▶ **Dataset extract**:
◇ ◇ ◇

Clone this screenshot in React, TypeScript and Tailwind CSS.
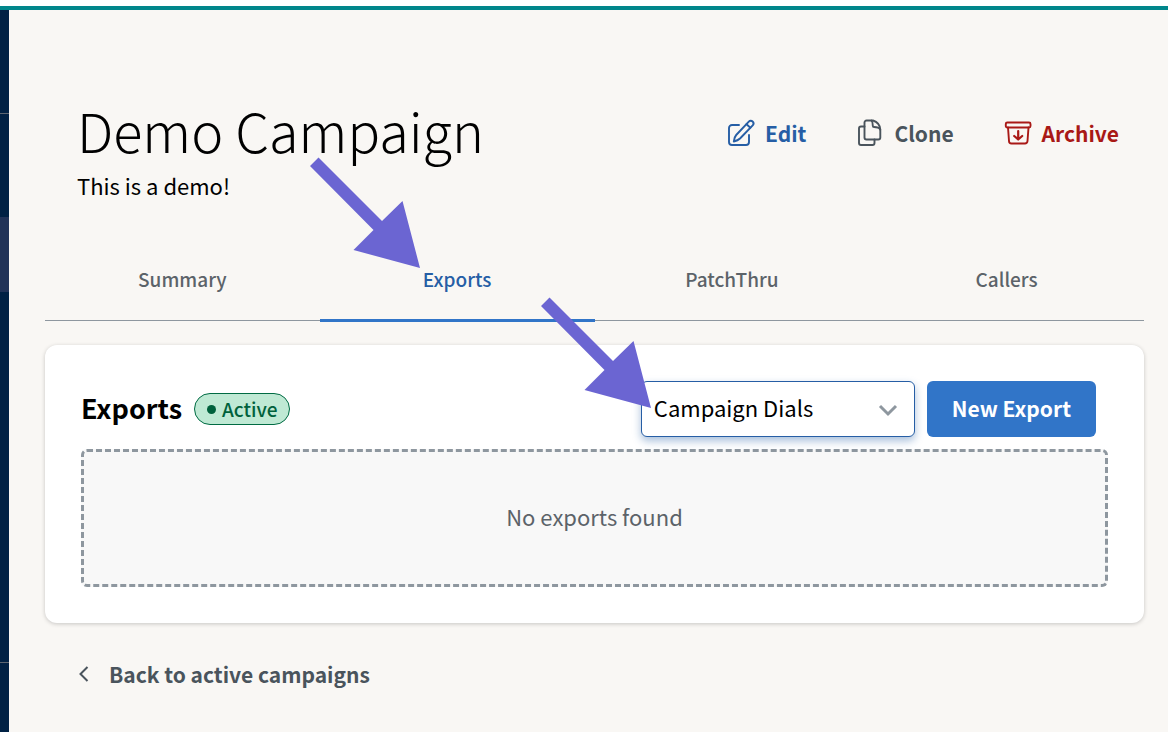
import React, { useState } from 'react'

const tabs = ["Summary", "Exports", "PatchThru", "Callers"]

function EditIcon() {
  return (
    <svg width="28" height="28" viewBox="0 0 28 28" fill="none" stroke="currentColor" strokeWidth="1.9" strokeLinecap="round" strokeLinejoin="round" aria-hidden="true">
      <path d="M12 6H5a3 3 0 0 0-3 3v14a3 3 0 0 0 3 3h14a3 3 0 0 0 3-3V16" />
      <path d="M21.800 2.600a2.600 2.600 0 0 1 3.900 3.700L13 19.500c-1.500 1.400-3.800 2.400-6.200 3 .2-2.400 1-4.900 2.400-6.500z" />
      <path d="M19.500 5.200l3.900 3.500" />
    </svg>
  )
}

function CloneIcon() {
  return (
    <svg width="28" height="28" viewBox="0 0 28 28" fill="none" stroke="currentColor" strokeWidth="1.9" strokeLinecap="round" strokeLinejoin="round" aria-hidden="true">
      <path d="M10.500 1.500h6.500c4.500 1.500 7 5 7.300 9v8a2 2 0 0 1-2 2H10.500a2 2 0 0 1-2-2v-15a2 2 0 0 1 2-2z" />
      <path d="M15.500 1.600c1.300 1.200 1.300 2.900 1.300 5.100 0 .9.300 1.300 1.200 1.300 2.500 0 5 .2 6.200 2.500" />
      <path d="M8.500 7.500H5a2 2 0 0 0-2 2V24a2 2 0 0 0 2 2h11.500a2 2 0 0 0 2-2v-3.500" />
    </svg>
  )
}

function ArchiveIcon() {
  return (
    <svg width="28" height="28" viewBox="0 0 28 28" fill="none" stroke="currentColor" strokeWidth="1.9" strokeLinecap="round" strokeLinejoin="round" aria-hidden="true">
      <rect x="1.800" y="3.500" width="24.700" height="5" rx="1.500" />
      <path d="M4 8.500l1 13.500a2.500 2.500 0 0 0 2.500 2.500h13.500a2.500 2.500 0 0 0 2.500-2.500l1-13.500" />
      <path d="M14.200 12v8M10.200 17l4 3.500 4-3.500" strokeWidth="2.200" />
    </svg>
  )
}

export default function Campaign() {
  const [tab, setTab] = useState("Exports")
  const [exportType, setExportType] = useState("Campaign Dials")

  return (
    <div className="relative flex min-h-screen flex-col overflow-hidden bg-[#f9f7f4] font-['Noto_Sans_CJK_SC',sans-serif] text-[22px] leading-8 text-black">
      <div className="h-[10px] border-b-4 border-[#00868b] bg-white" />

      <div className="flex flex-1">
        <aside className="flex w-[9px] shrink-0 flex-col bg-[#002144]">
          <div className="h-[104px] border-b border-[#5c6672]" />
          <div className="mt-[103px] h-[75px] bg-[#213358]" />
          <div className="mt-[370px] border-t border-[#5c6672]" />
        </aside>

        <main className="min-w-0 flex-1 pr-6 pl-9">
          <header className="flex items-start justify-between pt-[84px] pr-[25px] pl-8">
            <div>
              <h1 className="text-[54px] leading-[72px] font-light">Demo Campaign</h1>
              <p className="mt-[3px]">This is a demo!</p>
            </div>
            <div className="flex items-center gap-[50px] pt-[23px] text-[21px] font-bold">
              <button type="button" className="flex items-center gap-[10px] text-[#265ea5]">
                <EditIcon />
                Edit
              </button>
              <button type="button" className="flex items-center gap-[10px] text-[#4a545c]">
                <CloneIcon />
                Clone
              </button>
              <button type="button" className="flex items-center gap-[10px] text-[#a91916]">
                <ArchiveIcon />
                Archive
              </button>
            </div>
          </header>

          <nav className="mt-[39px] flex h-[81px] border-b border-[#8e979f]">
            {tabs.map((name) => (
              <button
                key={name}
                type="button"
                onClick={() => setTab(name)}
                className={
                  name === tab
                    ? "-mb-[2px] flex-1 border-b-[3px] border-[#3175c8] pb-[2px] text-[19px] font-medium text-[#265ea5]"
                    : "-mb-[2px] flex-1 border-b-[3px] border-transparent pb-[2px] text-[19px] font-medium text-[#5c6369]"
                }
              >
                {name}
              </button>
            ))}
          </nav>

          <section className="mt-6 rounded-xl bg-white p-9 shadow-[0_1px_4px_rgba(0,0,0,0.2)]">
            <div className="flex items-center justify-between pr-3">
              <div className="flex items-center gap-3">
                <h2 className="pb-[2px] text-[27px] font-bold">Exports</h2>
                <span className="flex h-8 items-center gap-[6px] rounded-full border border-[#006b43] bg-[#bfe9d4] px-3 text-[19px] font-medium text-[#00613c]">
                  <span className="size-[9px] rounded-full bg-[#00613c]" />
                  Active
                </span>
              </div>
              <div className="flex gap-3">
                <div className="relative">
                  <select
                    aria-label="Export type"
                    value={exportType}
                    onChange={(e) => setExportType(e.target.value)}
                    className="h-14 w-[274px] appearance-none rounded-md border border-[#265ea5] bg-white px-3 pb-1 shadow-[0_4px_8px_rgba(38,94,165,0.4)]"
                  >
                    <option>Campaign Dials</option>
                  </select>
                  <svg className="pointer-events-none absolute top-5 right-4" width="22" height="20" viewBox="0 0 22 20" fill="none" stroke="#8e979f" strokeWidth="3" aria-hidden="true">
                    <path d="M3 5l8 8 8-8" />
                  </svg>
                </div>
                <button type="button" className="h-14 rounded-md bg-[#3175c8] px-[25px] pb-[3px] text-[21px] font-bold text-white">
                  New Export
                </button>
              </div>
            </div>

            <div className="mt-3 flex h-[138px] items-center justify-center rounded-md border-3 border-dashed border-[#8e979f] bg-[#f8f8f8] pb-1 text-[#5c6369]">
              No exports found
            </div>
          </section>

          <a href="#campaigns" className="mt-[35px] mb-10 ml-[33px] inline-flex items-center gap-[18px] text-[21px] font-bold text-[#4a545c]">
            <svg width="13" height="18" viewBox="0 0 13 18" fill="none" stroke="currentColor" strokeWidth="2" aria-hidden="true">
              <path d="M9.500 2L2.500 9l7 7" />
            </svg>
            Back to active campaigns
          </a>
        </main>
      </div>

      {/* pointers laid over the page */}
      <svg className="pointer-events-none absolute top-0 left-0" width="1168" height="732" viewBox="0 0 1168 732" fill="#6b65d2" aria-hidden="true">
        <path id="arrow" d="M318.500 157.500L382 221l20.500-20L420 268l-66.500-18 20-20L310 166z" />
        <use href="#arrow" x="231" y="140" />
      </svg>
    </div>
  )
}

◇ ◇ ◇

▶ **Task details**:
Copy the listing word for word, excluding its pictures.

▶ **Response to this exercise**:
Clone this screenshot in React, TypeScript and Tailwind CSS.
import React, { useState } from 'react'

const tabs = ["Summary", "Exports", "PatchThru", "Callers"]

function EditIcon() {
  return (
    <svg width="28" height="28" viewBox="0 0 28 28" fill="none" stroke="currentColor" strokeWidth="1.9" strokeLinecap="round" strokeLinejoin="round" aria-hidden="true">
      <path d="M12 6H5a3 3 0 0 0-3 3v14a3 3 0 0 0 3 3h14a3 3 0 0 0 3-3V16" />
      <path d="M21.800 2.600a2.600 2.600 0 0 1 3.900 3.700L13 19.500c-1.500 1.400-3.800 2.400-6.200 3 .2-2.400 1-4.900 2.400-6.500z" />
      <path d="M19.500 5.200l3.900 3.500" />
    </svg>
  )
}

function CloneIcon() {
  return (
    <svg width="28" height="28" viewBox="0 0 28 28" fill="none" stroke="currentColor" strokeWidth="1.9" strokeLinecap="round" strokeLinejoin="round" aria-hidden="true">
      <path d="M10.500 1.500h6.500c4.500 1.500 7 5 7.300 9v8a2 2 0 0 1-2 2H10.500a2 2 0 0 1-2-2v-15a2 2 0 0 1 2-2z" />
      <path d="M15.500 1.600c1.300 1.200 1.300 2.900 1.300 5.100 0 .9.300 1.300 1.200 1.300 2.500 0 5 .2 6.200 2.500" />
      <path d="M8.500 7.500H5a2 2 0 0 0-2 2V24a2 2 0 0 0 2 2h11.500a2 2 0 0 0 2-2v-3.500" />
    </svg>
  )
}

function ArchiveIcon() {
  return (
    <svg width="28" height="28" viewBox="0 0 28 28" fill="none" stroke="currentColor" strokeWidth="1.9" strokeLinecap="round" strokeLinejoin="round" aria-hidden="true">
      <rect x="1.800" y="3.500" width="24.700" height="5" rx="1.500" />
      <path d="M4 8.500l1 13.500a2.500 2.500 0 0 0 2.500 2.500h13.500a2.500 2.500 0 0 0 2.500-2.500l1-13.500" />
      <path d="M14.200 12v8M10.200 17l4 3.500 4-3.500" strokeWidth="2.200" />
    </svg>
  )
}

export default function Campaign() {
  const [tab, setTab] = useState("Exports")
  const [exportType, setExportType] = useState("Campaign Dials")

  return (
    <div className="relative flex min-h-screen flex-col overflow-hidden bg-[#f9f7f4] font-['Noto_Sans_CJK_SC',sans-serif] text-[22px] leading-8 text-black">
      <div className="h-[10px] border-b-4 border-[#00868b] bg-white" />

      <div className="flex flex-1">
        <aside className="flex w-[9px] shrink-0 flex-col bg-[#002144]">
          <div className="h-[104px] border-b border-[#5c6672]" />
          <div className="mt-[103px] h-[75px] bg-[#213358]" />
          <div className="mt-[370px] border-t border-[#5c6672]" />
        </aside>

        <main className="min-w-0 flex-1 pr-6 pl-9">
          <header className="flex items-start justify-between pt-[84px] pr-[25px] pl-8">
            <div>
              <h1 className="text-[54px] leading-[72px] font-light">Demo Campaign</h1>
              <p className="mt-[3px]">This is a demo!</p>
            </div>
            <div className="flex items-center gap-[50px] pt-[23px] text-[21px] font-bold">
              <button type="button" className="flex items-center gap-[10px] text-[#265ea5]">
                <EditIcon />
                Edit
              </button>
              <button type="button" className="flex items-center gap-[10px] text-[#4a545c]">
                <CloneIcon />
                Clone
              </button>
              <button type="button" className="flex items-center gap-[10px] text-[#a91916]">
                <ArchiveIcon />
                Archive
              </button>
            </div>
          </header>

          <nav className="mt-[39px] flex h-[81px] border-b border-[#8e979f]">
            {tabs.map((name) => (
              <button
                key={name}
                type="button"
                onClick={() => setTab(name)}
                className={
                  name === tab
                    ? "-mb-[2px] flex-1 border-b-[3px] border-[#3175c8] pb-[2px] text-[19px] font-medium text-[#265ea5]"
                    : "-mb-[2px] flex-1 border-b-[3px] border-transparent pb-[2px] text-[19px] font-medium text-[#5c6369]"
                }
              >
                {name}
              </button>
            ))}
          </nav>

          <section className="mt-6 rounded-xl bg-white p-9 shadow-[0_1px_4px_rgba(0,0,0,0.2)]">
            <div className="flex items-center justify-between pr-3">
              <div className="flex items-center gap-3">
                <h2 className="pb-[2px] text-[27px] font-bold">Exports</h2>
                <span className="flex h-8 items-center gap-[6px] rounded-full border border-[#006b43] bg-[#bfe9d4] px-3 text-[19px] font-medium text-[#00613c]">
                  <span className="size-[9px] rounded-full bg-[#00613c]" />
                  Active
                </span>
              </div>
              <div className="flex gap-3">
                <div className="relative">
                  <select
                    aria-label="Export type"
                    value={exportType}
                    onChange={(e) => setExportType(e.target.value)}
                    className="h-14 w-[274px] appearance-none rounded-md border border-[#265ea5] bg-white px-3 pb-1 shadow-[0_4px_8px_rgba(38,94,165,0.4)]"
                  >
                    <option>Campaign Dials</option>
                  </select>
                  <svg className="pointer-events-none absolute top-5 right-4" width="22" height="20" viewBox="0 0 22 20" fill="none" stroke="#8e979f" strokeWidth="3" aria-hidden="true">
                    <path d="M3 5l8 8 8-8" />
                  </svg>
                </div>
                <button type="button" className="h-14 rounded-md bg-[#3175c8] px-[25px] pb-[3px] text-[21px] font-bold text-white">
                  New Export
                </button>
              </div>
            </div>

            <div className="mt-3 flex h-[138px] items-center justify-center rounded-md border-3 border-dashed border-[#8e979f] bg-[#f8f8f8] pb-1 text-[#5c6369]">
              No exports found
            </div>
          </section>

          <a href="#campaigns" className="mt-[35px] mb-10 ml-[33px] inline-flex items-center gap-[18px] text-[21px] font-bold text-[#4a545c]">
            <svg width="13" height="18" viewBox="0 0 13 18" fill="none" stroke="currentColor" strokeWidth="2" aria-hidden="true">
              <path d="M9.500 2L2.500 9l7 7" />
            </svg>
            Back to active campaigns
          </a>
        </main>
      </div>

      {/* pointers laid over the page */}
      <svg className="pointer-events-none absolute top-0 left-0" width="1168" height="732" viewBox="0 0 1168 732" fill="#6b65d2" aria-hidden="true">
        <path id="arrow" d="M318.500 157.500L382 221l20.500-20L420 268l-66.500-18 20-20L310 166z" />
        <use href="#arrow" x="231" y="140" />
      </svg>
    </div>
  )
}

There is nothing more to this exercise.